Beethoven’s Seventh is also a remarkable and dazzling work, composed of four movements.
Friedman led the musicians through the sweeping first movement, followed by the haunting second and concluding with the fortissimo close of the fourth which brought the entire audience to its feet in applause. The performance was both thrilling and deeply moving.
A number of young people and workers traveled from far distances to attend the performance in support of the striking musicians. Zach, a high school student from Geneva, Illinois, said, “Without these musicians, the world would be a lot less colorful. Music humanizes us and is often called the language of the world. There’s no barrier with other cultures. You can play and everyone understands it.
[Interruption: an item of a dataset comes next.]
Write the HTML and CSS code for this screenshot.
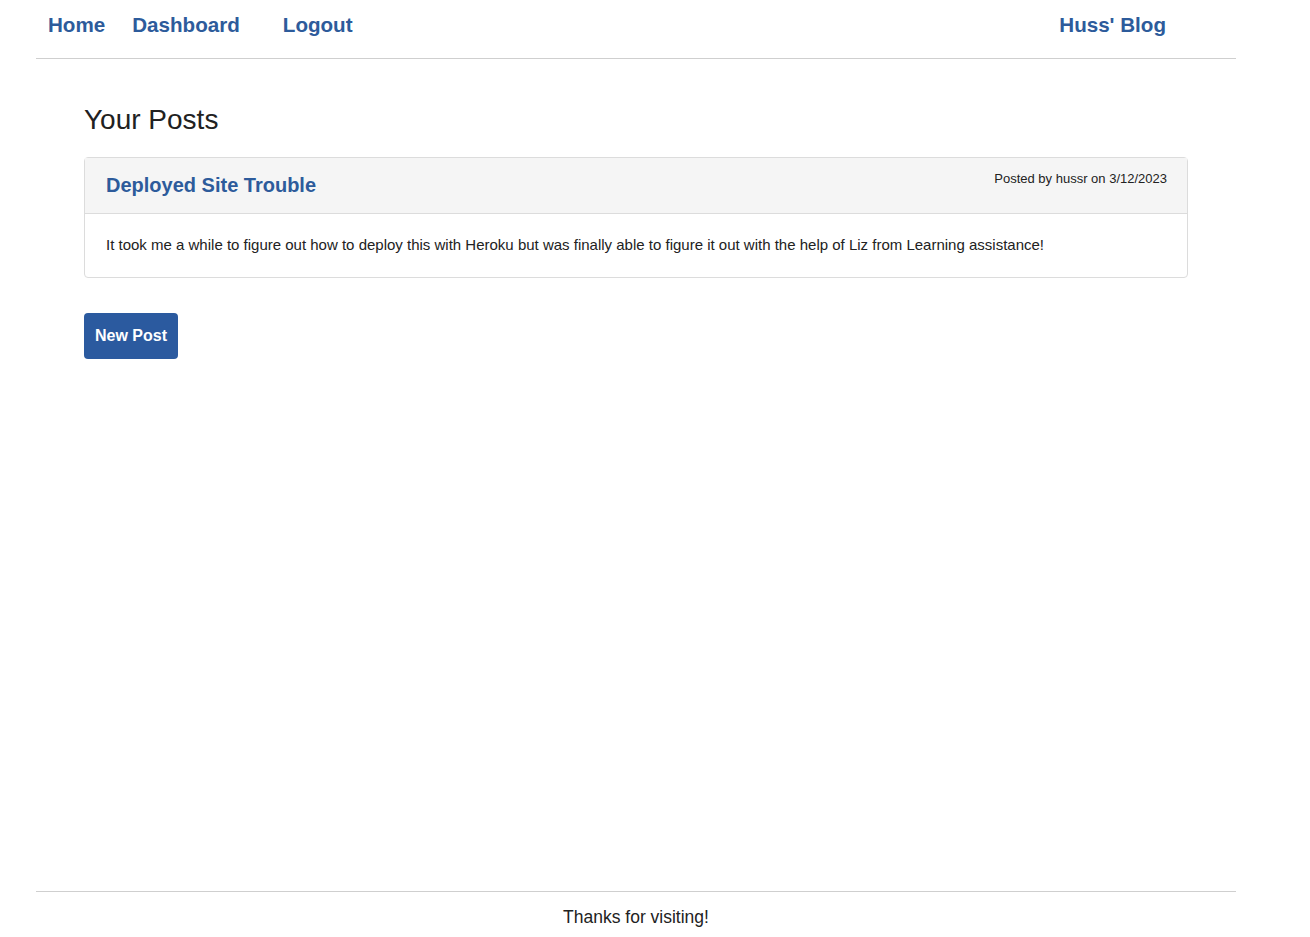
FILE: index.html
```html
<!DOCTYPE html>
<html lang="en">
<head>
<meta charset="utf-8">
<title>Huss' Blog</title>
<link rel="stylesheet" href="styles.css">
</head>
<body>
<div class="page">
  <header class="topbar">
    <nav class="nav">
      <a class="nav-link home" href="#">Home</a>
      <a class="nav-link dash" href="#">Dashboard</a>
      <a class="nav-link" href="#">Logout</a>
    </nav>
    <a class="brand" href="#">Huss' Blog</a>
  </header>
  <main class="main">
    <h2 class="page-title">Your Posts</h2>
    <article class="card">
      <div class="card-header">
        <h3 class="card-title">Deployed Site Trouble</h3>
        <span class="meta">Posted by hussr on 3/12/2023</span>
      </div>
      <div class="card-body">
        It took me a while to figure out how to deploy this with Heroku but was finally able to figure it out with the help of Liz from Learning assistance!
      </div>
    </article>
    <button class="btn">New Post</button>
  </main>
  <footer class="footer">Thanks for visiting!</footer>
</div>
</body>
</html>
```

FILE: styles.css
```css
* { box-sizing: border-box; }
html, body { margin: 0; padding: 0; }
body {
  font-family: "Liberation Sans", Arial, sans-serif;
  color: #212529;
  background: #fff;
}
.page {
  width: 1200px;
  margin-left: 36px;
  min-height: 937px;
  display: flex;
  flex-direction: column;
}
.topbar {
  height: 59px;
  border-bottom: 1px solid #cfcfcf;
  display: flex;
  align-items: flex-start;
  justify-content: space-between;
  padding: 12px 70px 0 12px;
}
.nav { display: flex; }
.nav-link, .brand {
  color: #2d5b9b;
  font-weight: bold;
  font-size: 20.6px;
  text-decoration: none;
  line-height: 26px;
}
.home { margin-right: 27px; }
.dash { margin-right: 43px; }
.main {
  flex: 1;
  padding: 0 48px;
}
.page-title {
  font-weight: normal;
  font-size: 28px;
  line-height: 34px;
  margin: 44px 0 0;
  color: #212121;
}
.card {
  margin-top: 20px;
  width: 1104px;
  border: 1px solid #dcdcdc;
  border-radius: 4px;
}
.card-header {
  height: 56px;
  background: #f5f5f5;
  border-bottom: 1px solid #dcdcdc;
  display: flex;
  justify-content: space-between;
  align-items: flex-start;
  padding: 0 20px 0 21px;
}
.card-title {
  margin: 15px 0 0;
  font-size: 20px;
  line-height: 24px;
  color: #2d5b9b;
  font-weight: bold;
}
.meta {
  margin-top: 13px;
  font-size: 13px;
  line-height: 16px;
  color: #222;
}
.card-body {
  padding: 21px 21px 22px;
  font-size: 15px;
  line-height: 20px;
  color: #222;
}
.btn {
  margin-top: 35px;
  display: block;
  background: #2b5a9f;
  color: #fff;
  border: 0;
  border-radius: 4px;
  height: 46px;
  padding: 0 11px;
  font-family: "Liberation Sans", Arial, sans-serif;
  font-weight: bold;
  font-size: 16px;
}
.footer {
  height: 46px;
  border-top: 1px solid #cfcfcf;
  text-align: center;
  font-size: 17.5px;
  line-height: 22px;
  padding-top: 14px;
  color: #222;
}
```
It’s not something we have to talk about, but something we can convey with emotion—it’s universal.”
There is broad support for the striking musicians, who are waging a battle of enormous political and cultural significance in defense of art and culture. The forces arrayed against them in the CSO Board and the corporate establishment are bankers, hedge fund managers, and other modern-day aristocrats who usurp the wealth of society at the expense of the vast majority of society’s workers. More broadly, the strike of musicians is taking place in the midst of major eruptions of strikes by teachers and other workers across the world.
Music, let alone art, cannot survive by appealing to the social parasites who control the CSO or to the corporate and political establishment, Democrat or Republican, but by mobilizing the broadest layers of the working class behind the musicians in defense of art, culture and the social rights of the international working class. Instead of squandering trillions of dollars on imperialist wars and bailing out the financial elite, the ill-gotten gains of the financial elite must be put under the control of the working class. What is needed above all is the socialist reorganization of society to meet human needs, to allow the greatest creative impulses of humanity to truly flourish and blossom.